## BEGIN

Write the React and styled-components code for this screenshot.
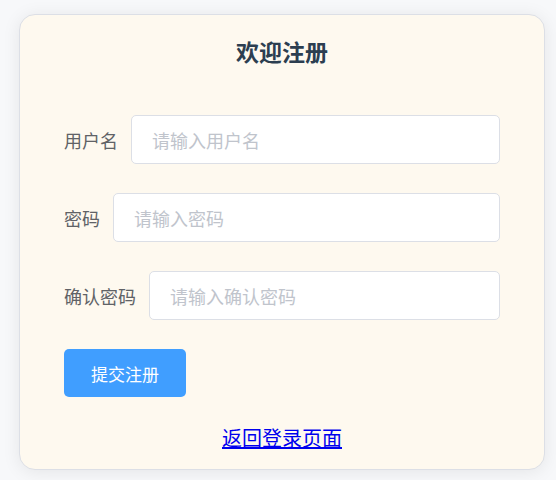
import React from 'react';
import styled, { createGlobalStyle } from 'styled-components';

const GlobalStyle = createGlobalStyle`
  html, body {
    margin: 0;
    background: #f7f8fa;
    font-family: "Noto Sans CJK SC", "Noto Sans", sans-serif;
  }
`;

const Page = styled.div`
  padding: 14px 11px 10px 19px;
`;

const Card = styled.div`
  box-sizing: border-box;
  height: 456px;
  padding: 21px 44px 0;
  background: #fef9ef;
  border: 1px solid #dcdfe6;
  border-radius: 16px;
  box-shadow: 0 2px 18px rgba(0, 0, 0, 0.08);
`;

const Title = styled.h2`
  margin: 0 0 49px;
  text-align: center;
  font-size: 23px;
  font-weight: 700;
  line-height: 30px;
  color: #2c3e50;
`;

const Form = styled.form`
  display: flex;
  flex-direction: column;
  gap: 29px;
`;

const Row = styled.div`
  display: flex;
  align-items: center;
  gap: 13px;
`;

const Label = styled.label`
  font-size: 18px;
  color: #606266;
  white-space: nowrap;
`;

const Input = styled.input`
  flex: 1;
  box-sizing: border-box;
  height: 49px;
  padding: 0 20px;
  border: 1px solid #dcdfe6;
  border-radius: 5px;
  background: #fff;
  font-family: inherit;
  font-size: 18px;
  color: #606266;
  outline: none;
  &::placeholder {
    color: #c0c4cc;
  }
`;

const Submit = styled.button`
  align-self: flex-start;
  width: 122px;
  height: 48px;
  border: none;
  border-radius: 5px;
  background: #409eff;
  color: #fff;
  font-family: inherit;
  font-size: 17px;
  cursor: pointer;
`;

const Footer = styled.div`
  margin-top: 26px;
  text-align: center;
`;

const BackLink = styled.a`
  font-size: 20px;
  color: #0000ee;
`;

export default function App() {
  return (
    <Page>
      <GlobalStyle />
      <Card>
        <Title>欢迎注册</Title>
        <Form onSubmit={(e) => e.preventDefault()}>
          <Row>
            <Label>用户名</Label>
            <Input placeholder="请输入用户名" />
          </Row>
          <Row>
            <Label>密码</Label>
            <Input type="password" placeholder="请输入密码" />
          </Row>
          <Row>
            <Label>确认密码</Label>
            <Input type="password" placeholder="请输入确认密码" />
          </Row>
          <Submit type="submit">提交注册</Submit>
        </Form>
        <Footer>
          <BackLink href="#">返回登录页面</BackLink>
        </Footer>
      </Card>
    </Page>
  );
}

## END

## To do
Your task is to reproduce all of the material exactly. The pictures stay out.

## Reply
Write the React and styled-components code for this screenshot.
import React from 'react';
import styled, { createGlobalStyle } from 'styled-components';

const GlobalStyle = createGlobalStyle`
  html, body {
    margin: 0;
    background: #f7f8fa;
    font-family: "Noto Sans CJK SC", "Noto Sans", sans-serif;
  }
`;

const Page = styled.div`
  padding: 14px 11px 10px 19px;
`;

const Card = styled.div`
  box-sizing: border-box;
  height: 456px;
  padding: 21px 44px 0;
  background: #fef9ef;
  border: 1px solid #dcdfe6;
  border-radius: 16px;
  box-shadow: 0 2px 18px rgba(0, 0, 0, 0.08);
`;

const Title = styled.h2`
  margin: 0 0 49px;
  text-align: center;
  font-size: 23px;
  font-weight: 700;
  line-height: 30px;
  color: #2c3e50;
`;

const Form = styled.form`
  display: flex;
  flex-direction: column;
  gap: 29px;
`;

const Row = styled.div`
  display: flex;
  align-items: center;
  gap: 13px;
`;

const Label = styled.label`
  font-size: 18px;
  color: #606266;
  white-space: nowrap;
`;

const Input = styled.input`
  flex: 1;
  box-sizing: border-box;
  height: 49px;
  padding: 0 20px;
  border: 1px solid #dcdfe6;
  border-radius: 5px;
  background: #fff;
  font-family: inherit;
  font-size: 18px;
  color: #606266;
  outline: none;
  &::placeholder {
    color: #c0c4cc;
  }
`;

const Submit = styled.button`
  align-self: flex-start;
  width: 122px;
  height: 48px;
  border: none;
  border-radius: 5px;
  background: #409eff;
  color: #fff;
  font-family: inherit;
  font-size: 17px;
  cursor: pointer;
`;

const Footer = styled.div`
  margin-top: 26px;
  text-align: center;
`;

const BackLink = styled.a`
  font-size: 20px;
  color: #0000ee;
`;

export default function App() {
  return (
    <Page>
      <GlobalStyle />
      <Card>
        <Title>欢迎注册</Title>
        <Form onSubmit={(e) => e.preventDefault()}>
          <Row>
            <Label>用户名</Label>
            <Input placeholder="请输入用户名" />
          </Row>
          <Row>
            <Label>密码</Label>
            <Input type="password" placeholder="请输入密码" />
          </Row>
          <Row>
            <Label>确认密码</Label>
            <Input type="password" placeholder="请输入确认密码" />
          </Row>
          <Submit type="submit">提交注册</Submit>
        </Form>
        <Footer>
          <BackLink href="#">返回登录页面</BackLink>
        </Footer>
      </Card>
    </Page>
  );
}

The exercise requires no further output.